A quantitative reasoning course which includes topics from college algebra ( such as functions, linear, exponential and logarithmic models), statistics, and probability. Emphasizes modeling, problem-solving and applications. Designed for students whose programs do not require further coursework in pre-calculus or calculus. Appropriate for students majoring and minoring in areas such as the arts, humanities, social sciences, and education.
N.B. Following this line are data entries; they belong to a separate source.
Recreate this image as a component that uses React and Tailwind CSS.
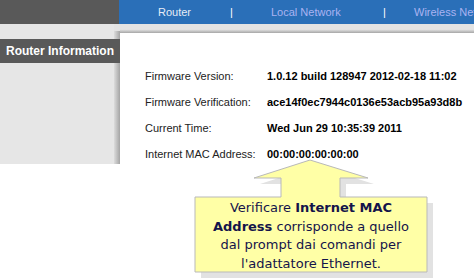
import React from 'react';

const rows = [
  ['Firmware Version:', '1.0.12 build 128947 2012-02-18 11:02'],
  ['Firmware Verification:', 'ace14f0ec7944c0136e53acb95a93d8b'],
  ['Current Time:', 'Wed Jun 29 10:35:39 2011'],
  ['Internet MAC Address:', '00:00:00:00:00:00'],
];

function Callout() {
  const shape = '120,5 178,23 150,23 150,42 237,42 237,117 5,117 5,42 91,42 91,23 64,23';
  return (
    <div className="absolute left-[190px] top-[155px] w-[250px] h-[123px]">
      <svg width="250" height="123" className="absolute left-0 top-0">
        <polygon points={shape} transform="translate(6,6)" fill="#e2e2e2" />
        <polygon points={shape} fill="#ffffa6" stroke="#b9b9b9" strokeWidth="1" />
      </svg>
      <div className="absolute left-[5px] top-[42px] w-[232px] h-[75px] pt-[3px] flex items-center justify-center text-center font-['DejaVu_Sans',Verdana,sans-serif] text-[13px] leading-[18.5px] text-[#14144a]">
        <div>
          Verificare <b>Internet MAC</b>
          <br />
          <b>Address</b> corrisponde a quello
          <br />
          dal prompt dai comandi per
          <br />
          l'adattatore Ethernet.
        </div>
      </div>
    </div>
  );
}

export default function App() {
  return (
    <div className="relative w-[474px] h-[278px] overflow-hidden bg-white font-['Liberation_Sans',Arial,sans-serif]">
      {/* top nav */}
      <div className="flex h-[24px]">
        <div className="w-[119px] bg-[#595959]" />
        <div className="flex-1 flex items-center bg-[#2a6fb8] pl-[39px] text-[11px] whitespace-nowrap overflow-hidden">
          <span className="w-[72px] shrink-0 text-[#e6ecf6]">Router</span>
          <span className="w-[41px] shrink-0 text-white">|</span>
          <span className="w-[112px] shrink-0 text-[#aab3f2]">Local Network</span>
          <span className="w-[31px] shrink-0 text-white">|</span>
          <span className="shrink-0 text-[#aab3f2]">Wireless Network</span>
        </div>
      </div>

      <div className="flex">
        {/* sidebar */}
        <div className="w-[120px] flex flex-col">
          <div className="flex h-[15px]">
            <div className="w-[114px] bg-[#e6e6e6]" />
            <div className="w-[6px] flex flex-col">
              <div className="h-[7px] bg-[#e3e3e3]" />
              <div className="flex-1 bg-[linear-gradient(to_right,#dcdcdc,#a4a4a4)]" />
            </div>
          </div>
          <div className="h-[24px] bg-[#595959] flex items-center pl-[6px] text-white font-bold text-[12px]">
            Router Information
          </div>
          <div className="flex h-[101px]">
            <div className="w-[114px] bg-[#e6e6e6]" />
            <div className="w-[6px] bg-[linear-gradient(to_right,#dcdcdc,#a4a4a4)]" />
          </div>
        </div>

        {/* content */}
        <div className="flex-1 flex flex-col">
          <div className="h-[9px] bg-[linear-gradient(to_bottom,#e3e3e3_0%,#e3e3e3_60%,#a6a6a6_100%)]" />
          <div className="pt-[30px] pl-[25px]">
            {rows.map(([label, value]) => (
              <div key={label} className="flex items-center h-[26px] whitespace-nowrap">
                <div className="w-[122px] shrink-0 text-[11px] text-[#222]">{label}</div>
                <div className="text-[11px] font-bold text-black">{value}</div>
              </div>
            ))}
          </div>
        </div>
      </div>

      <Callout />
    </div>
  );
}
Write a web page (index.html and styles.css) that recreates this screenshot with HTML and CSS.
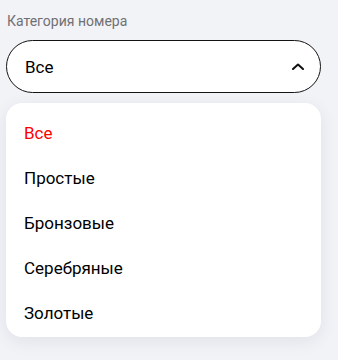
FILE: index.html
```html
<!DOCTYPE html>
<html lang="ru">
<head>
<meta charset="utf-8">
<link rel="stylesheet" href="styles.css">
</head>
<body>
<div class="field">
  <div class="label">Категория номера</div>
  <div class="select">
    <span class="value">Все</span>
    <svg class="chevron" width="12" height="7" viewBox="0 0 12 7"><path d="M1 6 L6 1.5 L11 6" fill="none" stroke="#111" stroke-width="2" stroke-linecap="round" stroke-linejoin="round"/></svg>
  </div>
  <ul class="menu">
    <li class="item active">Все</li>
    <li class="item">Простые</li>
    <li class="item">Бронзовые</li>
    <li class="item">Серебряные</li>
    <li class="item">Золотые</li>
  </ul>
</div>
</body>
</html>
```
FILE: styles.css
```css
html, body {
  margin: 0;
  padding: 0;
  background: #f2f3f7;
  font-family: Roboto, "Liberation Sans", sans-serif;
  height: 100%;
}
.field {
  width: 315px;
  margin-left: 6px;
  padding-top: 11px;
}
.label {
  font-size: 14px;
  line-height: 20px;
  color: #707074;
  margin-bottom: 9px;
  padding-left: 1px;
}
.select {
  box-sizing: border-box;
  height: 53px;
  border: 1px solid #141414;
  border-radius: 27px;
  background: #fff;
  display: flex;
  align-items: center;
  justify-content: space-between;
  padding: 0 16px 0 18px;
}
.value {
  font-size: 17px;
  color: #000;
}
.chevron {
  display: block;
}
.menu {
  list-style: none;
  margin: 10px 0 0;
  padding: 8px 0 1px;
  background: #fff;
  border-radius: 16px;
  box-shadow: 0 4px 18px rgba(20, 20, 60, 0.08);
}
.item {
  font-size: 17px;
  line-height: 45px;
  padding-left: 18px;
  color: #000;
}
.item.active {
  color: #f00;
}
```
#### FUNDAMENTALS OF COLLEGE ALGEBRA

##### Mathematics 141

A functional approach to algebra with emphasis on applications to different disciplines. Topics include linear, exponential, logarithmic, quadratic, polynomial and rational equations and functions, systems of linear equations, linear inequalities, radicals and rational exponents, complex numbers, variation. Properties of exponents, factoring, and solving linear equations are reviewed.

#### FINITE MATHEMATICS FOR BUSINESS AND SOCIAL SCIENCES (GM)

##### Mathematics 143

Mathematical preparation for the understanding of quantitative methods in management and social sciences. Topics include sets, relations, linear functions, interest, annuities, matrices, solution of linear systems by graphical, algebraic, Gauss-Jordan, and inverse methods, linear programming by graphical and simplex methods, counting and probability. College of Business and Economics majors must take this course on a conventional grade basis.

#### MATHEMATICS IN EARLY CHILDHOOD LEARNING (GM)

##### Mathematics 147

A study of topics in early childhood mathematics, including sets, numbers, operations, measurement, data, and geometry. The focus is on increasing conceptual understanding of mathematics, highlighting connections, and developing the ability to communicate mathematical knowledge. Problem-solving methods used by children will also be explored. Manipulatives, cooperative learning activities, and problem solving strategies are used throughout the course.

#### PRECALCULUS (GM)

##### Mathematics 152

Study of polynomial, radical, rational, piecewise, exponential, logarithmic, and trigonometric functions, including basic graphs, transformations, inverses, and combining functions; solving equations and inequalities both algebraically and graphically is explored. In addition, trigonometric functions are studied through the unit circle and right triangle approaches. Also studied are vectors, trigonometric identities, trigonometric equations, and polar coordinates.

#### CALCULUS AND ANALYTIC GEOMETRY I (GM)

##### Mathematics 253

Review of algebraic and trigonometric functions, transcendental functions, limits, study of the derivative, techniques of differentiation, continuity, applications of the derivative, L' Hopital's Rule and indeterminate forms, the Riemann integral, Fundamental Theorem of Calculus, and substitution rule.

#### INDEPENDENT STUDY

##### Mathematics 298

Study of a selected topic or topics under the direction of a faculty member. Repeatable. Department Consent required.

#### BEGINNING ALGEBRA

##### Mathematics 41

A course for those who need to strengthen their basic algebra skills. Topics include properties of the real numbers, linear and quadratic equations, linear inequalities, exponents, polynomials, rational and radical expressions, and systems of linear equations. The course credits count towards the semester credit load and GPA, but are not included in the 120 credit graduation requirement.